Below is a listing. Gather each line of it that contains "React".
** start Supplied data **
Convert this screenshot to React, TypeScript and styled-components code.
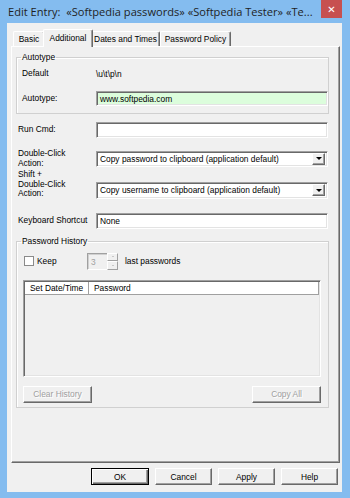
import React from "react";
import styled, { createGlobalStyle } from "styled-components";

const Global = createGlobalStyle`
  html, body { margin: 0; padding: 0; background: #84bcef; }
  body { font-family: "Liberation Sans", Arial, sans-serif; font-size: 8.4px; color: #000; }
  * { box-sizing: border-box; }
`;

const Window = styled.div`
  position: relative;
  width: 350px;
  height: 498px;
  background: #84bcef;
  display: flex;
  flex-direction: column;
  padding: 0 8px 6px 7px;
  overflow: hidden;
`;

const TitleBar = styled.div`
  height: 23px;
  display: flex;
  align-items: flex-start;
  justify-content: space-between;
`;

const TitleText = styled.div`
  font-family: "Open Sans", "Noto Sans", sans-serif;
  font-size: 11.1px;
  line-height: 23px;
  color: #1f1f1f;
  margin-left: 1px;
  white-space: nowrap;
`;

const CloseButton = styled.div`
  width: 21px;
  height: 18px;
  background: #c75050;
  color: #fff;
  display: flex;
  align-items: center;
  justify-content: center;
  font-family: "DejaVu Sans", sans-serif;
  font-size: 10px;
  font-weight: bold;
`;

const Client = styled.div`
  flex: 1;
  background: #f0f0f0;
  display: flex;
  flex-direction: column;
  padding: 6px 2px 0 4px;
`;

const TabStrip = styled.div`
  height: 17px;
  display: flex;
  align-items: flex-end;
  padding-left: 2px;
  position: relative;
  z-index: 1;
`;

const Tab = styled.div<{ $active?: boolean; $w: number }>`
  width: ${(p) => p.$w}px;
  height: ${(p) => (p.$active ? 18 : 15)}px;
  margin: ${(p) => (p.$active ? "0 -2px -1px -2px" : "0")};
  background: #f0f0f0;
  border-top: 1px solid #fff;
  border-left: 1px solid #fff;
  border-right: 1px solid #696969;
  box-shadow: inset -1px 0 0 #a0a0a0;
  border-radius: 2px 2px 0 0;
  display: flex;
  align-items: center;
  justify-content: center;
  padding-bottom: ${(p) => (p.$active ? 2 : 0)}px;
  white-space: nowrap;
  position: relative;
  z-index: ${(p) => (p.$active ? 2 : 1)};
`;

const Panel = styled.div`
  flex: 1;
  border: 1px solid;
  border-color: #fff #696969 #696969 #fff;
  box-shadow: inset -1px -1px 0 #a0a0a0;
  padding: 5px 10px 0 4px;
  display: flex;
  flex-direction: column;
`;

const Group = styled.fieldset<{ $mt?: number }>`
  margin: ${(p) => p.$mt ?? 0}px 0 0 0;
  padding: 0;
  min-width: 0;
  border: 1px solid #d0d0d0;
  box-shadow: inset 1px 1px 0 #fff;
`;

const Legend = styled.legend`
  padding: 0 1px;
  margin-left: 4px;
  line-height: 11px;
`;

const GroupBody = styled.div<{ $pl: number; $pr: number; $pb: number }>`
  padding: 0 ${(p) => p.$pr}px ${(p) => p.$pb}px ${(p) => p.$pl}px;
  display: flex;
  flex-direction: column;
`;

const Row = styled.div<{ $mt: number; $align?: string; $pl?: number; $pr?: number }>`
  display: flex;
  align-items: ${(p) => p.$align ?? "center"};
  margin-top: ${(p) => p.$mt}px;
  padding-left: ${(p) => p.$pl ?? 0}px;
  padding-right: ${(p) => p.$pr ?? 0}px;
`;

const Label = styled.div<{ $w: number }>`
  width: ${(p) => p.$w}px;
  flex-shrink: 0;
  line-height: 9.5px;
`;

const ValueText = styled.div`
  line-height: 12px;
`;

const TextField = styled.div<{ $h: number; $green?: boolean }>`
  flex: 1;
  height: ${(p) => p.$h}px;
  background: ${(p) => (p.$green ? "#dcfddc" : "#fff")};
  border-top: 1px solid #a0a0a0;
  border-left: 1px solid #a0a0a0;
  border-right: 1px solid #fff;
  border-bottom: 1px solid #fff;
  box-shadow: inset 1px 1px 0 #696969, inset -1px -1px 0 #e3e3e3;
  display: flex;
  align-items: center;
  padding-left: 3px;
  white-space: nowrap;
`;

const Combo = styled(TextField)`
  justify-content: space-between;
  padding-right: 2px;
`;

const DropButton = styled.div`
  width: 13px;
  height: 12px;
  background: #f0f0f0;
  border: 1px solid;
  border-color: #fff #696969 #696969 #fff;
  box-shadow: inset -1px -1px 0 #a0a0a0;
  display: flex;
  align-items: center;
  justify-content: center;
  &::after {
    content: "";
    border-left: 3px solid transparent;
    border-right: 3px solid transparent;
    border-top: 3px solid #000;
  }
`;

const CheckBox = styled.div`
  width: 10px;
  height: 10px;
  background: #fff;
  border: 1px solid #8a8a8a;
  margin-left: 1px;
`;

const KeepText = styled.div`
  margin-left: 3px;
  width: 50px;
`;

const Spin = styled.div`
  display: flex;
  height: 17px;
`;

const SpinInput = styled.div`
  width: 20px;
  height: 17px;
  background: #f0f0f0;
  border-top: 1px solid #a0a0a0;
  border-left: 1px solid #a0a0a0;
  border-bottom: 1px solid #fff;
  box-shadow: inset 1px 1px 0 #d0d0d0;
  color: #a0a0a0;
  padding: 3px 0 0 3px;
`;

const SpinButtons = styled.div`
  width: 11px;
  display: flex;
  flex-direction: column;
`;

const SpinHalf = styled.div<{ $up?: boolean }>`
  flex: 1;
  border: 1px solid;
  border-color: #fff #a0a0a0 #a0a0a0 #fff;
  display: flex;
  align-items: center;
  justify-content: center;
  &::after {
    content: "";
    border-left: 1.5px solid transparent;
    border-right: 1.5px solid transparent;
    ${(p) => (p.$up ? "border-bottom: 1.5px solid #a0a0a0;" : "border-top: 1.5px solid #a0a0a0;")}
  }
`;

const AfterSpin = styled.div`
  margin-left: 7px;
`;

const ListView = styled.div`
  margin-top: 10px;
  height: 97px;
  border-top: 1px solid #a0a0a0;
  border-left: 1px solid #a0a0a0;
  border-right: 1px solid #fff;
  border-bottom: 1px solid #fff;
  box-shadow: inset 1px 1px 0 #696969, inset -1px -1px 0 #e3e3e3;
  background: #f0f0f0;
  padding: 1px 1px 0 1px;
`;

const ListHeader = styled.div`
  display: flex;
  height: 13px;
  background: #fff;
  border-bottom: 1px solid #a0a0a0;
`;

const HeaderCell = styled.div<{ $w?: number }>`
  ${(p) => (p.$w ? `width: ${p.$w}px;` : "flex: 1;")}
  border-right: 1px solid #a0a0a0;
  padding-left: 5px;
  line-height: 12px;
  white-space: nowrap;
`;

const ButtonRow = styled.div<{ $mt: number }>`
  display: flex;
  justify-content: space-between;
  margin-top: ${(p) => p.$mt}px;
`;

const Button = styled.div<{ $w: number; $disabled?: boolean; $default?: boolean }>`
  width: ${(p) => p.$w}px;
  height: 17px;
  background: #f0f0f0;
  border: 1px solid;
  border-color: ${(p) => (p.$default ? "#000" : "#fff #696969 #696969 #fff")};
  box-shadow: ${(p) =>
    p.$default
      ? "inset 1px 1px 0 #fff, inset -1px -1px 0 #696969, inset -2px -2px 0 #a0a0a0"
      : "inset -1px -1px 0 #a0a0a0"};
  display: flex;
  align-items: center;
  justify-content: center;
  color: ${(p) => (p.$disabled ? "#a0a0a0" : "#000")};
  text-shadow: ${(p) => (p.$disabled ? "1px 1px 0 #fff" : "none")};
  white-space: nowrap;
`;

const Footer = styled.div`
  height: 29px;
  display: flex;
  justify-content: flex-end;
  align-items: flex-start;
  gap: 6px;
  padding: 5px 2px 0 0;
`;

export default function App() {
  return (
    <>
      <Global />
      <Window>
        <TitleBar>
          <TitleText>Edit Entry:&nbsp; «Softpedia passwords» «Softpedia Tester» «Te...</TitleText>
          <CloseButton>✕</CloseButton>
        </TitleBar>
        <Client>
          <TabStrip>
            <Tab $w={32}>Basic</Tab>
            <Tab $w={50} $active>Additional</Tab>
            <Tab $w={69}>Dates and Times</Tab>
            <Tab $w={71}>Password Policy</Tab>
          </TabStrip>
          <Panel>
            <Group>
              <Legend>Autotype</Legend>
              <GroupBody $pl={5} $pr={0} $pb={7}>
                <Row $mt={5}>
                  <Label $w={74}>Default</Label>
                  <ValueText>\u\t\p\n</ValueText>
                </Row>
                <Row $mt={11}>
                  <Label $w={74}>Autotype:</Label>
                  <TextField $h={15} $green>www.softpedia.com</TextField>
                </Row>
              </GroupBody>
            </Group>
            <Row $mt={8} $pl={2} $pr={1}>
              <Label $w={78}>Run Cmd:</Label>
              <TextField $h={16} />
            </Row>
            <Row $mt={11} $pl={2} $pr={1}>
              <Label $w={78}>
                Double-Click
                <br />
                Action:
              </Label>
              <Combo $h={16}>
                Copy password to clipboard (application default)
                <DropButton />
              </Combo>
            </Row>
            <Row $mt={2} $pl={2} $pr={1} $align="flex-end">
              <Label $w={78}>
                Shift +
                <br />
                Double-Click
                <br />
                Action:
              </Label>
              <Combo $h={17}>
                Copy username to clipboard (application default)
                <DropButton />
              </Combo>
            </Row>
            <Row $mt={14} $pl={2} $pr={1}>
              <Label $w={78}>Keyboard Shortcut</Label>
              <TextField $h={16}>None</TextField>
            </Row>
            <Group $mt={7}>
              <Legend>Password History</Legend>
              <GroupBody $pl={6} $pr={7} $pb={4}>
                <Row $mt={6}>
                  <CheckBox />
                  <KeepText>Keep</KeepText>
                  <Spin>
                    <SpinInput>3</SpinInput>
                    <SpinButtons>
                      <SpinHalf $up />
                      <SpinHalf />
                    </SpinButtons>
                  </Spin>
                  <AfterSpin>last passwords</AfterSpin>
                </Row>
                <ListView>
                  <ListHeader>
                    <HeaderCell $w={64}>Set Date/Time</HeaderCell>
                    <HeaderCell>Password</HeaderCell>
                  </ListHeader>
                </ListView>
                <ButtonRow $mt={9}>
                  <Button $w={69} $disabled>Clear History</Button>
                  <Button $w={69} $disabled>Copy All</Button>
                </ButtonRow>
              </GroupBody>
            </Group>
          </Panel>
          <Footer>
            <Button $w={58} $default>OK</Button>
            <Button $w={57}>Cancel</Button>
            <Button $w={57}>Apply</Button>
            <Button $w={57}>Help</Button>
          </Footer>
        </Client>
      </Window>
    </>
  );
}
** end Supplied data **
## Task solution
Convert this screenshot to React, TypeScript and styled-components code.
import React from "react";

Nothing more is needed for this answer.